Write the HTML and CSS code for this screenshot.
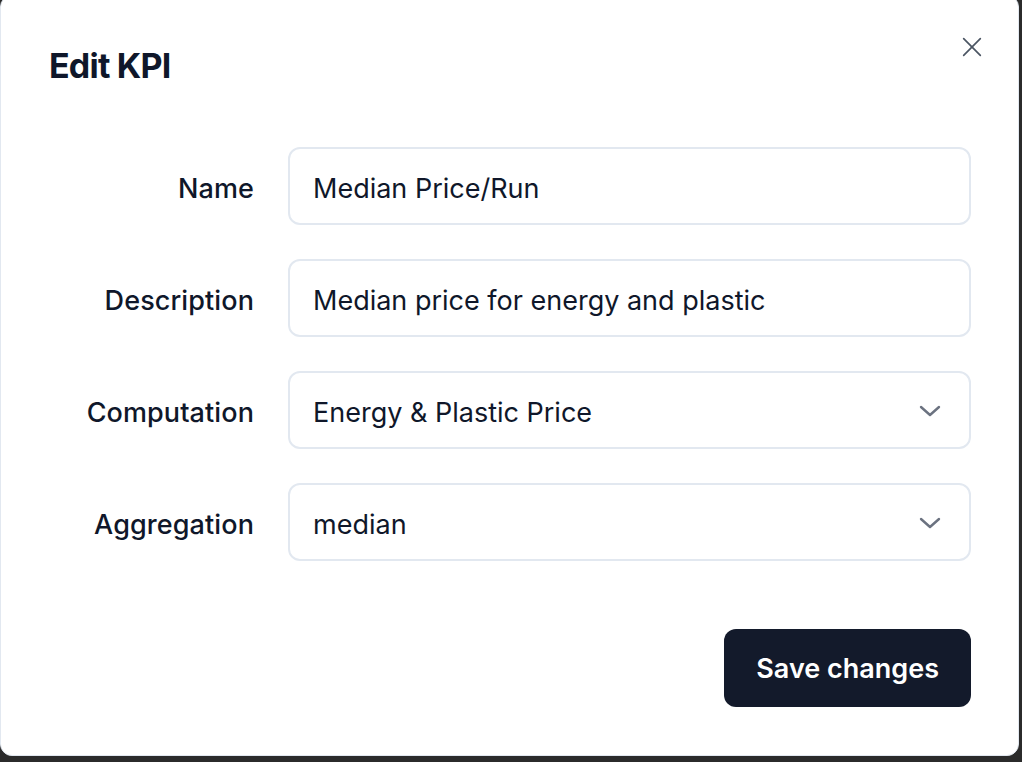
FILE: index.html
```html
<!DOCTYPE html>
<html lang="en">
<head>
<meta charset="utf-8">
<title>Edit KPI</title>
<link rel="stylesheet" href="styles.css">
</head>
<body>
<div class="dialog" role="dialog">
  <button class="close" aria-label="Close">
    <svg width="24" height="24" viewBox="0 0 24 24" fill="none" stroke="currentColor" stroke-width="2" stroke-linecap="round" stroke-linejoin="round"><path d="M2 2 22 22"/><path d="M22 2 2 22"/></svg>
  </button>
  <h2 class="title">Edit KPI</h2>
  <div class="form">
    <label class="label">Name</label>
    <div class="field">Median Price/Run</div>
    <label class="label">Description</label>
    <div class="field">Median price for energy and plastic</div>
    <label class="label">Computation</label>
    <div class="field select"><span>Energy &amp; Plastic Price</span>
      <svg class="chev" width="22" height="12" viewBox="0 0 22 12" fill="none" stroke="currentColor" stroke-width="2.4" stroke-linecap="round" stroke-linejoin="round"><path d="M2 2 11 10 20 2"/></svg>
    </div>
    <label class="label">Aggregation</label>
    <div class="field select"><span>median</span>
      <svg class="chev" width="22" height="12" viewBox="0 0 22 12" fill="none" stroke="currentColor" stroke-width="2.4" stroke-linecap="round" stroke-linejoin="round"><path d="M2 2 11 10 20 2"/></svg>
    </div>
  </div>
  <div class="footer">
    <button class="save">Save changes</button>
  </div>
</div>
</body>
</html>
```

FILE: styles.css
```css
html, body {
  margin: 0;
  padding: 0;
  background: #2b2b2b;
  height: 100%;
  overflow: hidden;
}
body {
  font-family: Inter, "Noto Sans", sans-serif;
  color: #0f172a;
}
.dialog {
  position: relative;
  box-sizing: border-box;
  width: 1019px;
  height: 761px;
  margin-top: -5px;
  background: #ffffff;
  border: 1px solid #e2e8f0;
  border-radius: 12px;
  padding: 53px 47px 48px 48px;
  display: flex;
  flex-direction: column;
}
.close {
  position: absolute;
  top: 39px;
  right: 34px;
  width: 24px;
  height: 24px;
  padding: 0;
  border: 0;
  background: transparent;
  color: #4b5563;
  display: flex;
}
.close svg { width: 20px; height: 20px; margin: 2px; }
.title {
  margin: 0;
  font-size: 34px;
  line-height: 34px;
  font-weight: 700;
  letter-spacing: -0.8px;
  color: #0f172a;
}
.form {
  margin-top: 64px;
  display: grid;
  grid-template-columns: 205px 1fr;
  column-gap: 34px;
  row-gap: 34px;
  align-items: center;
}
.label {
  text-align: right;
  font-size: 27px;
  font-weight: 500;
  color: #0f172a;
  padding-top: 4px;
  letter-spacing: 0.1px;
}
.field {
  box-sizing: border-box;
  height: 78px;
  border: 2px solid #e2e8f0;
  border-radius: 12px;
  padding: 4px 24px 0 23px;
  display: flex;
  align-items: center;
  justify-content: space-between;
  font-size: 27px;
  color: #0f172a;
}
.chev {
  color: #6b7280;
  margin-right: 4px;
  margin-top: -2px;
}
.footer {
  margin-top: auto;
  display: flex;
  justify-content: flex-end;
}
.save {
  height: 78px;
  padding: 0 32px;
  border: 0;
  border-radius: 12px;
  background: #131a2b;
  color: #ffffff;
  font-family: Inter, "Noto Sans", sans-serif;
  font-size: 27px;
  font-weight: 600;
}
```
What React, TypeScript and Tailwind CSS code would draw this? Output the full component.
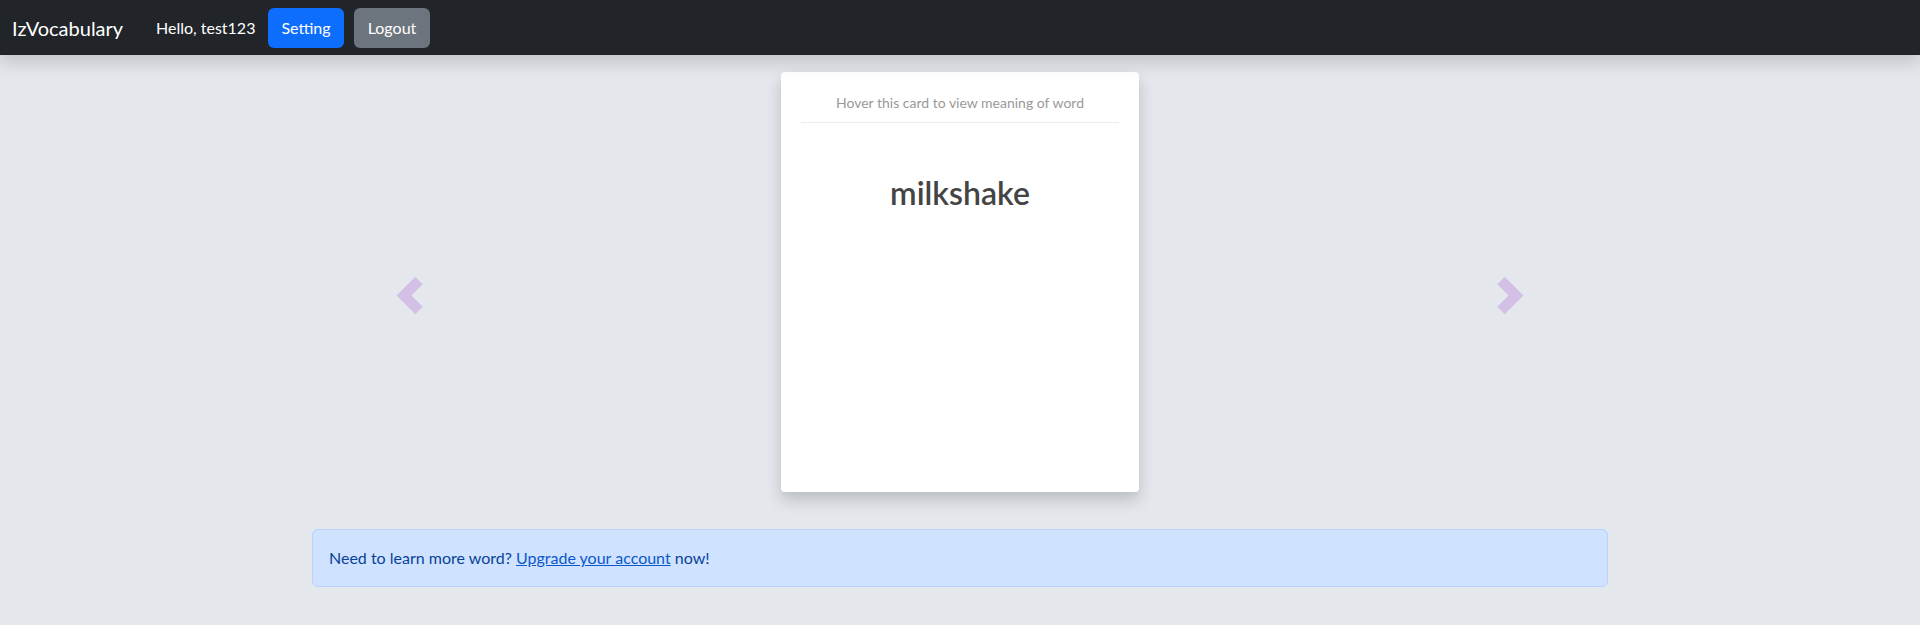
import React from 'react';

function Chevron({ dir }: { dir: 'left' | 'right' }) {
  const pts = dir === 'left' ? '23,4.5 8,19.5 23,34.5' : '4,4.5 19,19.5 4,34.5';
  return (
    <svg width="27" height="39" viewBox="0 0 27 39" className="shrink-0">
      <polyline points={pts} fill="none" stroke="#d4bfe6" strokeWidth={10.5} strokeLinejoin="miter" strokeLinecap="butt" />
    </svg>
  );
}

export default function App() {
  return (
    <div className="min-h-[625px] bg-[#e4e7eb] font-['Lato',sans-serif]">
      {/* Navbar */}
      <nav className="relative z-10 flex h-[55px] items-center bg-[#212529] px-3 shadow-[0_8px_16px_rgba(0,0,0,0.15)]">
        <span className="w-[144px] text-[20px] text-white">IzVocabulary</span>
        <span className="w-[112px] text-[16px] text-white">Hello, test123</span>
        <button className="h-10 w-[76px] rounded-[6px] bg-[#0d6efd] text-[16px] text-white">Setting</button>
        <button className="ml-[10px] h-10 w-[76px] rounded-[6px] bg-[#6c757d] text-[16px] text-white">Logout</button>
      </nav>

      {/* Flashcard */}
      <div className="mt-[17px] flex justify-center gap-[358px]">
        <div className="flex items-center pt-[27px]">
          <Chevron dir="left" />
        </div>
        <div className="h-[420px] w-[358px] rounded-[4px] bg-white px-5 pt-5 shadow-[0_8px_16px_rgba(0,0,0,0.18)]">
          <p className="text-center text-[14px] leading-[21px] text-[#999]">Hover this card to view meaning of word</p>
          <div className="mt-[9px] border-t border-[#eaecef]" />
          <h2 className="mt-[51px] text-center text-[32px] font-semibold leading-[38px] text-[#444]">milkshake</h2>
        </div>
        <div className="flex items-center pt-[27px]">
          <Chevron dir="right" />
        </div>
      </div>

      {/* Alert */}
      <div className="mx-auto mt-[37px] w-[1296px] rounded-[6px] border border-[#b6d4fe] bg-[#cfe2ff] px-4 py-4 text-[16px] leading-6 text-[#084298]">
        Need to learn more word? <a href="#" className="text-[#0a58ca] underline">Upgrade your account</a> now!
      </div>
    </div>
  );
}
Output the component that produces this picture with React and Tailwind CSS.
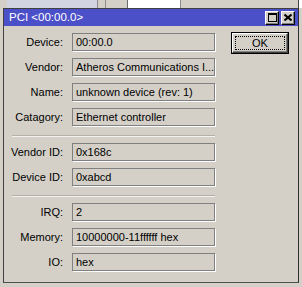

◆ ◆ ◆ ◆ ◆ ◆ ◆

§ **Given task**:
All records must be output exactly as they are, except for the pictures, which are left out.

§ **Output for this task**:
Write the HTML and CSS code for this screenshot.
FILE: index.html
```html
<!DOCTYPE html>
<html lang="en">
<head>
<meta charset="utf-8">
<title>Edit KPI</title>
<link rel="stylesheet" href="styles.css">
</head>
<body>
<div class="dialog" role="dialog">
  <button class="close" aria-label="Close">
    <svg width="24" height="24" viewBox="0 0 24 24" fill="none" stroke="currentColor" stroke-width="2" stroke-linecap="round" stroke-linejoin="round"><path d="M2 2 22 22"/><path d="M22 2 2 22"/></svg>
  </button>
  <h2 class="title">Edit KPI</h2>
  <div class="form">
    <label class="label">Name</label>
    <div class="field">Median Price/Run</div>
    <label class="label">Description</label>
    <div class="field">Median price for energy and plastic</div>
    <label class="label">Computation</label>
    <div class="field select"><span>Energy &amp; Plastic Price</span>
      <svg class="chev" width="22" height="12" viewBox="0 0 22 12" fill="none" stroke="currentColor" stroke-width="2.4" stroke-linecap="round" stroke-linejoin="round"><path d="M2 2 11 10 20 2"/></svg>
    </div>
    <label class="label">Aggregation</label>
    <div class="field select"><span>median</span>
      <svg class="chev" width="22" height="12" viewBox="0 0 22 12" fill="none" stroke="currentColor" stroke-width="2.4" stroke-linecap="round" stroke-linejoin="round"><path d="M2 2 11 10 20 2"/></svg>
    </div>
  </div>
  <div class="footer">
    <button class="save">Save changes</button>
  </div>
</div>
</body>
</html>
```

FILE: styles.css
```css
html, body {
  margin: 0;
  padding: 0;
  background: #2b2b2b;
  height: 100%;
  overflow: hidden;
}
body {
  font-family: Inter, "Noto Sans", sans-serif;
  color: #0f172a;
}
.dialog {
  position: relative;
  box-sizing: border-box;
  width: 1019px;
  height: 761px;
  margin-top: -5px;
  background: #ffffff;
  border: 1px solid #e2e8f0;
  border-radius: 12px;
  padding: 53px 47px 48px 48px;
  display: flex;
  flex-direction: column;
}
.close {
  position: absolute;
  top: 39px;
  right: 34px;
  width: 24px;
  height: 24px;
  padding: 0;
  border: 0;
  background: transparent;
  color: #4b5563;
  display: flex;
}
.close svg { width: 20px; height: 20px; margin: 2px; }
.title {
  margin: 0;
  font-size: 34px;
  line-height: 34px;
  font-weight: 700;
  letter-spacing: -0.8px;
  color: #0f172a;
}
.form {
  margin-top: 64px;
  display: grid;
  grid-template-columns: 205px 1fr;
  column-gap: 34px;
  row-gap: 34px;
  align-items: center;
}
.label {
  text-align: right;
  font-size: 27px;
  font-weight: 500;
  color: #0f172a;
  padding-top: 4px;
  letter-spacing: 0.1px;
}
.field {
  box-sizing: border-box;
  height: 78px;
  border: 2px solid #e2e8f0;
  border-radius: 12px;
  padding: 4px 24px 0 23px;
  display: flex;
  align-items: center;
  justify-content: space-between;
  font-size: 27px;
  color: #0f172a;
}
.chev {
  color: #6b7280;
  margin-right: 4px;
  margin-top: -2px;
}
.footer {
  margin-top: auto;
  display: flex;
  justify-content: flex-end;
}
.save {
  height: 78px;
  padding: 0 32px;
  border: 0;
  border-radius: 12px;
  background: #131a2b;
  color: #ffffff;
  font-family: Inter, "Noto Sans", sans-serif;
  font-size: 27px;
  font-weight: 600;
}
```
What React, TypeScript and Tailwind CSS code would draw this? Output the full component.
import React from 'react';

function Chevron({ dir }: { dir: 'left' | 'right' }) {
  const pts = dir === 'left' ? '23,4.5 8,19.5 23,34.5' : '4,4.5 19,19.5 4,34.5';
  return (
    <svg width="27" height="39" viewBox="0 0 27 39" className="shrink-0">
      <polyline points={pts} fill="none" stroke="#d4bfe6" strokeWidth={10.5} strokeLinejoin="miter" strokeLinecap="butt" />
    </svg>
  );
}

export default function App() {
  return (
    <div className="min-h-[625px] bg-[#e4e7eb] font-['Lato',sans-serif]">
      {/* Navbar */}
      <nav className="relative z-10 flex h-[55px] items-center bg-[#212529] px-3 shadow-[0_8px_16px_rgba(0,0,0,0.15)]">
        <span className="w-[144px] text-[20px] text-white">IzVocabulary</span>
        <span className="w-[112px] text-[16px] text-white">Hello, test123</span>
        <button className="h-10 w-[76px] rounded-[6px] bg-[#0d6efd] text-[16px] text-white">Setting</button>
        <button className="ml-[10px] h-10 w-[76px] rounded-[6px] bg-[#6c757d] text-[16px] text-white">Logout</button>
      </nav>

      {/* Flashcard */}
      <div className="mt-[17px] flex justify-center gap-[358px]">
        <div className="flex items-center pt-[27px]">
          <Chevron dir="left" />
        </div>
        <div className="h-[420px] w-[358px] rounded-[4px] bg-white px-5 pt-5 shadow-[0_8px_16px_rgba(0,0,0,0.18)]">
          <p className="text-center text-[14px] leading-[21px] text-[#999]">Hover this card to view meaning of word</p>
          <div className="mt-[9px] border-t border-[#eaecef]" />
          <h2 className="mt-[51px] text-center text-[32px] font-semibold leading-[38px] text-[#444]">milkshake</h2>
        </div>
        <div className="flex items-center pt-[27px]">
          <Chevron dir="right" />
        </div>
      </div>

      {/* Alert */}
      <div className="mx-auto mt-[37px] w-[1296px] rounded-[6px] border border-[#b6d4fe] bg-[#cfe2ff] px-4 py-4 text-[16px] leading-6 text-[#084298]">
        Need to learn more word? <a href="#" className="text-[#0a58ca] underline">Upgrade your account</a> now!
      </div>
    </div>
  );
}
Output the component that produces this picture with React and Tailwind CSS.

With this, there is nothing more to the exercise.